Analysis: Doug Jones victory in Alabama will likely speed up Republican tax train
WASHINGTON - Don't look for the Alabama earthquake to knock the tax train off its tracks in Washington.
Even as Democrat Doug Jones notched a once-unthinkable victory in the reddest of states Tuesday, Congressional Republicans continued to chug toward a breakthrough agreement on their sweeping rewrite of the tax code.
They remain on pace to finish that work before the Christmas break. Jones' win, meanwhile, won't be certified by the Alabama Secretary of State until Dec. 26 at the earliest, meaning he probably won't be sworn in until next year. Then, the Alabama Democrat will cut the Republican margin in the upper chamber to a single vote. But if the Republicans hew to their timetable, the ink of the president's signature on a tax package will long since have dried.
As they race to finish that work, Republicans are moving to tilt the package more heavily in favor of the wealthy.
House and Senate negotiators are nearing agreement on an even deeper cut to the top marginal rate for individuals than either chamber's version proposed. Their blended package - the contours of which began emerging Tuesday - would chop the rate for the highest earners from 39.6 percent to 37 percent (the House bill left the current top rate in place but bumped the income threshold for it from $470,700 to $1 million; the Senate bill scrapped that rate and replaced it with a 38.5 percent rate for income above $1 million).
From The Post's Erica Werner and Damian Paletta:
"The move, which would still need to gain the support of enough Republican lawmakers in both the House and Senate, follows complaints from wealthy taxpayers in New York and elsewhere that their taxes could go up under the legislation because of other changes it makes to the code. It also follows pressure from conservative House Republicans who complained the tax plan did not do enough to bring down top rates.
"Importantly, the changes would go far beyond addressing the complaints of wealthy New Yorkers and Californians and would lower taxes for top-earners across the country."
For what it's worth, Sen. John Thune, R-S.D., a member of the conference committee, said Republicans aim to maintain the Senate bill's distribution of benefits across income brackets. Sens. Susan Collins, R-Maine, and Marco Rubio, R-Fla., nevertheless are expressing resistance to lowering the top rate.
The tax talks remain fluid, but the developing framework includes:
- Walking back the proposed cut to the corporate rate by one point, to 21 percent, saving $100 billion.
- Capping the mortgage interest deduction at $750,000 for new home loans, splitting the difference between House and Senate approaches.
- Giving owners of pass-through businesses with up to $500,000 in income a 23-percent deduction, per the Wall Street Journal.

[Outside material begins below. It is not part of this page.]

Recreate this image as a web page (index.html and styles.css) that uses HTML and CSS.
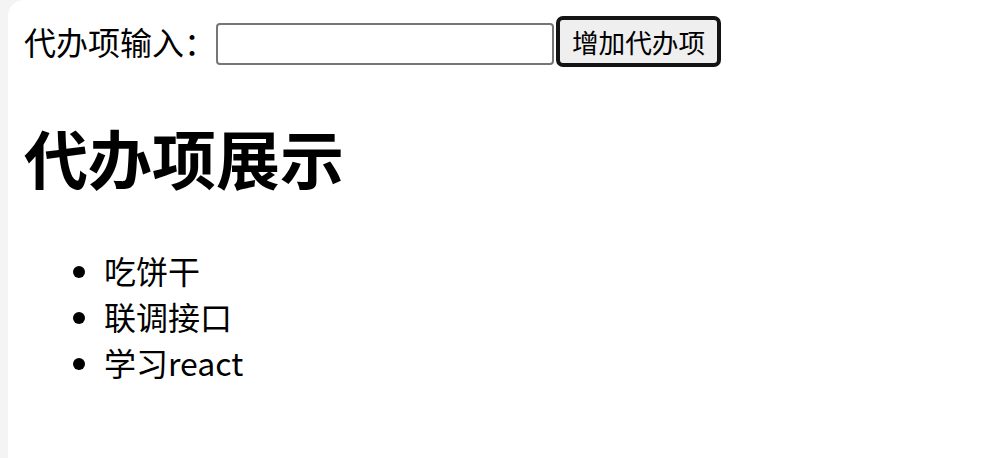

Other major differences - the treatment of corporate earnings abroad, the size of a child tax credit prioritized by Rubio, and limitation of write-offs for state and local taxes - must still be hashed out. But they are overshadowed by the agreements among Republicans: That the corporate rate should be deeply slashed, that it's appropriate to put up to $1.5 trillion on the nation's credit card to pay for the whole thing, and that speed is of the essence in getting it all done.